*Task goal*. Show every line below where "this" can be found.

*Data listing*.
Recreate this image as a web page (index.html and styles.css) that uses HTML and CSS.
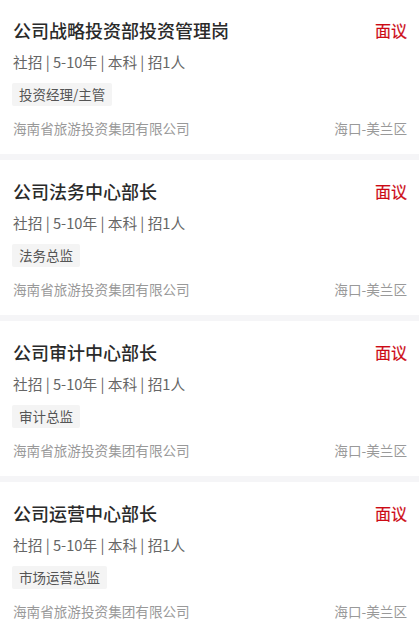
FILE: index.html
```html
<!DOCTYPE html>
<html lang="zh-CN">
<head>
<meta charset="UTF-8">
<title>职位列表</title>
<meta name="viewport" content="width=device-width, initial-scale=1">
<link rel="stylesheet" href="styles.css">
</head>
<body>

<main class="job-list">
  <div class="job-card">
    <div class="job-head">
      <h2 class="job-title">公司战略投资部投资管理岗</h2>
      <span class="job-salary">面议</span>
    </div>
    <p class="job-meta">社招 | 5-10年 | 本科 | 招1人</p>
    <span class="job-tag">投资经理/主管</span>
    <div class="job-foot">
      <span>海南省旅游投资集团有限公司</span>
      <span>海口-美兰区</span>
    </div>
  </div>

  <div class="job-card">
    <div class="job-head">
      <h2 class="job-title">公司法务中心部长</h2>
      <span class="job-salary">面议</span>
    </div>
    <p class="job-meta">社招 | 5-10年 | 本科 | 招1人</p>
    <span class="job-tag">法务总监</span>
    <div class="job-foot">
      <span>海南省旅游投资集团有限公司</span>
      <span>海口-美兰区</span>
    </div>
  </div>

  <div class="job-card">
    <div class="job-head">
      <h2 class="job-title">公司审计中心部长</h2>
      <span class="job-salary">面议</span>
    </div>
    <p class="job-meta">社招 | 5-10年 | 本科 | 招1人</p>
    <span class="job-tag">审计总监</span>
    <div class="job-foot">
      <span>海南省旅游投资集团有限公司</span>
      <span>海口-美兰区</span>
    </div>
  </div>

  <div class="job-card">
    <div class="job-head">
      <h2 class="job-title">公司运营中心部长</h2>
      <span class="job-salary">面议</span>
    </div>
    <p class="job-meta">社招 | 5-10年 | 本科 | 招1人</p>
    <span class="job-tag">市场运营总监</span>
    <div class="job-foot">
      <span>海南省旅游投资集团有限公司</span>
      <span>海口-美兰区</span>
    </div>
  </div>
</main>

</body>
</html>
```

FILE: styles.css
```css
body { margin: 0; background: #f5f5f7; font-family: "Noto Sans CJK SC", "Noto Sans", sans-serif; overflow: hidden; }
.job-list { display: flex; flex-direction: column; gap: 6px; margin-top: -1px; }
.job-card { background: #fff; height: 155px; box-sizing: border-box; padding: 19px 12px 0 13px; display: flex; flex-direction: column; align-items: flex-start; }
.job-head { display: flex; justify-content: space-between; align-items: center; width: 100%; height: 24px; }
.job-title { margin: 0; font-size: 18px; line-height: 24px; font-weight: 500; color: #2a2a2a; }
.job-salary { font-size: 16px; color: #cc0a14; -webkit-text-stroke: 0.2px #cc0a14; }
.job-meta { margin: 10px 0 0; font-size: 14.7px; line-height: 20px; color: #666; }
.job-tag { margin: 11px 0 0 -1px; padding: 0 7px; background: #f4f4f4; color: #555; font-size: 13.5px; line-height: 23px; border-radius: 2px; }
.job-foot { margin-top: 12px; width: 100%; display: flex; justify-content: space-between; font-size: 13.6px; line-height: 20px; color: #999; }
```
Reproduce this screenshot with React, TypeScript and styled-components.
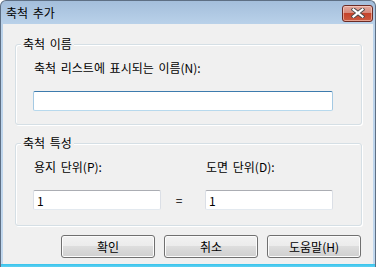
import styled, { createGlobalStyle } from "styled-components";

const GlobalStyle = createGlobalStyle`
  html, body {
    margin: 0;
    padding: 0;
    background: #ffffff;
  }
  body {
    font-family: "Noto Sans CJK KR", "Liberation Sans", sans-serif;
    font-size: 12px;
    word-spacing: 2px;
    color: #000;
  }
`;

const Window = styled.div`
  width: 376px;
  height: 267px;
  box-sizing: border-box;
  display: flex;
  flex-direction: column;
  border-radius: 6px 6px 0 0;
  border: 1px solid #5e6f84;
  border-bottom: none;
  background: linear-gradient(#a4bedb, #bad2ea 24px, #c2d8ee);
  overflow: hidden;
`;

const TitleBar = styled.div`
  height: 23px;
  display: flex;
  align-items: center;
  justify-content: space-between;
  padding: 0 2px 0 5px;
`;

const Title = styled.span`
  font-size: 12px;
  line-height: 14px;
  margin-top: 1px;
  color: #000;
`;

const CloseButton = styled.button`
  width: 31px;
  height: 17px;
  margin-top: 1px;
  padding: 0;
  border: 1px solid #6b2b25;
  border-radius: 3px;
  background: linear-gradient(#e4a89c, #d68a7c 45%, #c5432b 50%, #cc5a3f);
  box-shadow: inset 0 0 0 1px rgba(255, 220, 210, 0.55);
  display: flex;
  align-items: center;
  justify-content: center;
`;

const Client = styled.div`
  flex: 1;
  margin: 0 2px;
  background: #f0f0f0;
  padding: 20px 11px 0 12px;
  display: flex;
  flex-direction: column;
`;

const BottomEdge = styled.div`
  height: 3px;
  background: linear-gradient(#37c3ec, #5fd1f2);
`;

const Group = styled.div<{ $bottom: number }>`
  position: relative;
  border: 1px solid #d5dfe5;
  border-radius: 3px;
  box-shadow: inset 1px 1px 0 #ffffff, 1px 1px 0 #ffffff;
  padding: 16px 0 ${(p) => p.$bottom}px 17px;
  margin-bottom: 18px;
`;

const Legend = styled.span`
  position: absolute;
  top: -8px;
  left: 5px;
  padding: 0 2px;
  background: #f0f0f0;
  line-height: 14px;
`;

const Fields = styled.div`
  display: grid;
  grid-template-columns: 128px 44px 128px;
  row-gap: 16px;
  align-items: center;
`;

const Label = styled.span<{ $col?: number; $span?: boolean }>`
  grid-column: ${(p) => (p.$span ? "1 / 4" : p.$col ?? 1)};
  line-height: 14px;
  padding-left: 1px;
  white-space: nowrap;
`;

const TextBox = styled.input<{ $hot?: boolean; $span?: boolean }>`
  grid-column: ${(p) => (p.$span ? "1 / 4" : "auto")};
  box-sizing: border-box;
  height: 20px;
  width: 100%;
  margin: 0;
  padding: 0 3px;
  font: inherit;
  font-size: 12px;
  color: #000;
  background: #fff;
  outline: none;
  border: 1px solid ${(p) => (p.$hot ? "#a4c9e3" : "#dbdfe6")};
  border-top-color: ${(p) => (p.$hot ? "#3d7bad" : "#abadb3")};
  border-bottom-color: ${(p) => (p.$hot ? "#b7d9ed" : "#e3e9ef")};
  border-radius: 2px;
`;

const Equals = styled.span`
  text-align: center;
  padding-right: 8px;
  line-height: 14px;
`;

const ButtonRow = styled.div`
  display: flex;
  justify-content: flex-end;
  gap: 9px;
  margin-top: -9px;
  padding-right: 1px;
`;

const Button = styled.button`
  width: 94px;
  height: 23px;
  padding: 0;
  font: inherit;
  font-size: 12px;
  color: #000;
  border: 1px solid #707070;
  border-radius: 3px;
  background: linear-gradient(#f2f2f2, #ebebeb 50%, #dddddd 50%, #cfcfcf);
  box-shadow: inset 0 0 0 1px #fcfcfc;
`;

function CloseGlyph() {
  return (
    <svg width="14" height="10" viewBox="0 0 14 10">
      <path
        d="M2.5 1.5 L11.5 8.5 M11.5 1.5 L2.5 8.5"
        stroke="#4a4a4a"
        strokeWidth="4"
        strokeLinecap="square"
      />
      <path
        d="M2.5 1.5 L11.5 8.5 M11.5 1.5 L2.5 8.5"
        stroke="#ffffff"
        strokeWidth="2.2"
        strokeLinecap="square"
      />
    </svg>
  );
}

export default function App() {
  return (
    <>
      <GlobalStyle />
      <Window>
        <TitleBar>
          <Title>축척 추가</Title>
          <CloseButton aria-label="닫기">
            <CloseGlyph />
          </CloseButton>
        </TitleBar>
        <Client>
          <Group $bottom={13}>
            <Legend>축척 이름</Legend>
            <Fields>
              <Label $span>축척 리스트에 표시되는 이름(N):</Label>
              <TextBox $hot $span defaultValue="" />
            </Fields>
          </Group>
          <Group $bottom={15}>
            <Legend>축척 특성</Legend>
            <Fields>
              <Label>용지 단위(P):</Label>
              <Label $col={3}>도면 단위(D):</Label>
              <TextBox defaultValue="1" />
              <Equals>=</Equals>
              <TextBox defaultValue="1" />
            </Fields>
          </Group>
          <ButtonRow>
            <Button>확인</Button>
            <Button>취소</Button>
            <Button>도움말(H)</Button>
          </ButtonRow>
        </Client>
        <BottomEdge />
      </Window>
    </>
  );
}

*Completed task*.
Recreate this image as a web page (index.html and styles.css) that uses HTML and CSS.
Reproduce this screenshot with React, TypeScript and styled-components.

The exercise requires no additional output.